□马汉文(宁夏银川)
始终,我没有把自己当作一个读书人。这并非妄自菲薄。当然,还有另一层意思,我读的书实在不多。
但说自己是一个喜欢读书的人,倒不过分。然而种种怪癖随之而来。比方说,不喜欢规规矩矩坐着读,而喜欢散散漫漫躺着读;不喜欢从头至尾读,而喜欢这一页那一页地挑着读;更有甚者,常常面对床头的一摞书,费尽心思考虑读哪本才是,拿起一本放下一本,挑三拣四,乃至哪本也没有读出什么名堂来。甚或有时候,独自一人面对书橱,目光慢慢浏览过一排排书脊,竟也能感受到一种难以言说的充实。两只小小书橱,像世界一般大。

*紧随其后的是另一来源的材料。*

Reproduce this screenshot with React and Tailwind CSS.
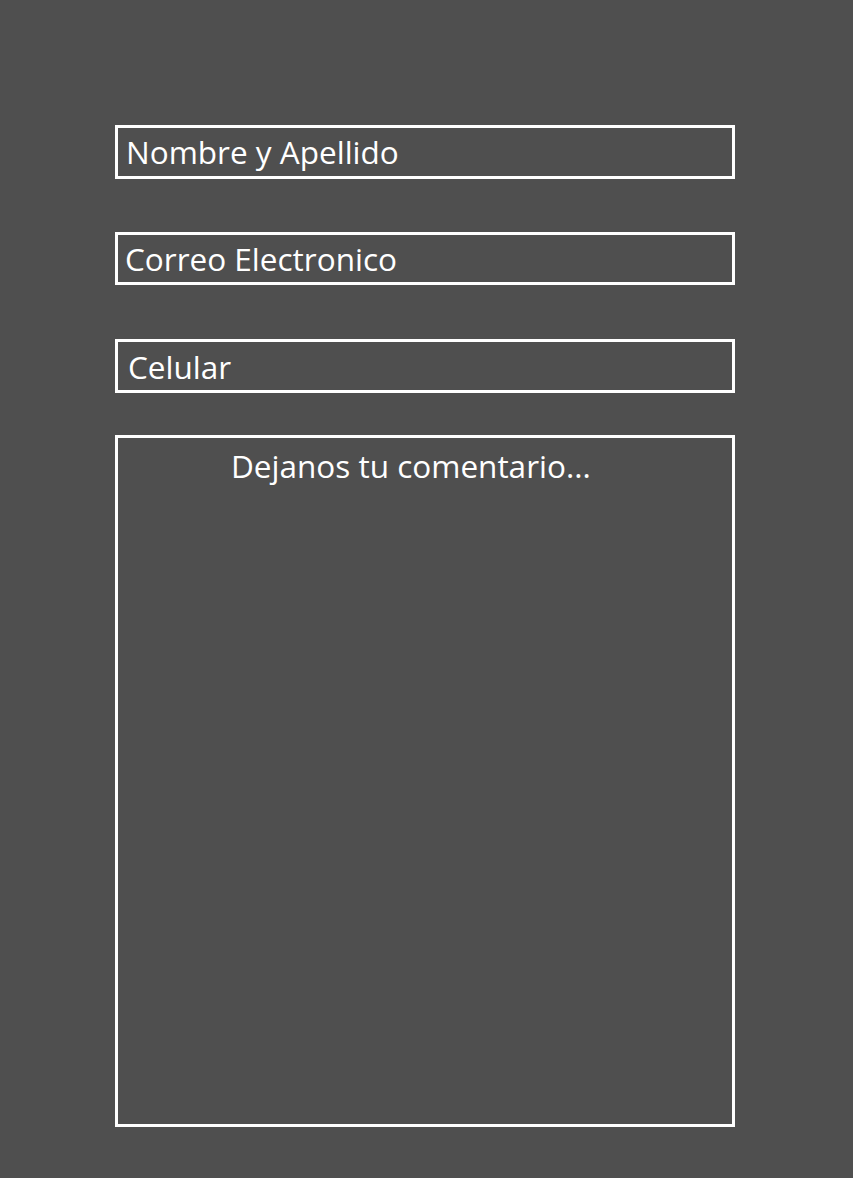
export default function App() {
  const field =
    "block w-full border-[3px] border-white bg-transparent text-white placeholder:text-white outline-none text-[31.5px] leading-none";

  return (
    <div className="min-h-[1178px] w-full bg-[#4f4f4f]" style={{ fontFamily: '"Open Sans", sans-serif' }}>
      <form className="ml-[115px] w-[620px] pt-[125px] flex flex-col">
        <input type="text" placeholder="Nombre y Apellido" className={`${field} h-[54px] pl-[8px] pb-[2px]`} />
        <input type="email" placeholder="Correo Electronico" className={`${field} h-[53px] mt-[53px] pl-[7px]`} />
        <input type="tel" placeholder="Celular" className={`${field} h-[54px] mt-[54px] pl-[10px]`} />
        <textarea
          placeholder="Dejanos tu comentario..."
          className="block w-full h-[692px] mt-[42px] border-[3px] border-white bg-transparent text-white placeholder:text-white outline-none resize-none pt-[8px] pl-[113px] text-[31.5px] leading-[1.3]"
        />
      </form>
    </div>
  );
}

而且,我爱书胜过读书,屡屡因囊中羞涩,在书店门口徘徊良久,扼腕而去。如今书价,涨得令人无可奈何。但过一段时间,几本总还是要买的。买得杂,读得偏。说句大实话,橱中的书至少有三分之一未曾读过。
我觉得这不要紧。在某种意义上,对于书,形式比内容更具魅力。我喜欢把书这本那本比来比去。比封面设计,比装帧、比价钱、比纸张,猜每本书的字数……我还尤其喜欢闻从每一本新书里散发出来的那种淡淡的油墨的清香。我以为,这是世界上最好闻的一种味道。又担心他人来借。心生一计,在玻璃门框上赫然题字:免开尊口。借书的人,自然少了。我的书本来不多,不爱惜,没有道理。
说到爱书的由来,不禁想起我忘年的张先生。他藏书甚丰,惜书如命。上世纪60年代那段特殊年月里,为保护好这些藏书,他曾打算将部分书籍移至我家。我心中窃喜。不幸在此计划付诸实施之前,我弄坏了一本他极钟爱的书,一切顿成泡影。
我懊悔不迭。我还深刻地记得张先生说过,他曾经因有人遗失了他的书,哭了。至今我仍不敢想象,在那特殊年月里,有一个白发苍苍的老人,在默默地流泪。因为有人丢失了他的书。
伤心话不用多说。我读书不多,但自认懂得书的价值。多年来,身心忙碌,加之秉性疏懒,难得潜心静读。我想等有了相对稳定清静的时间时,我要好好读几本书。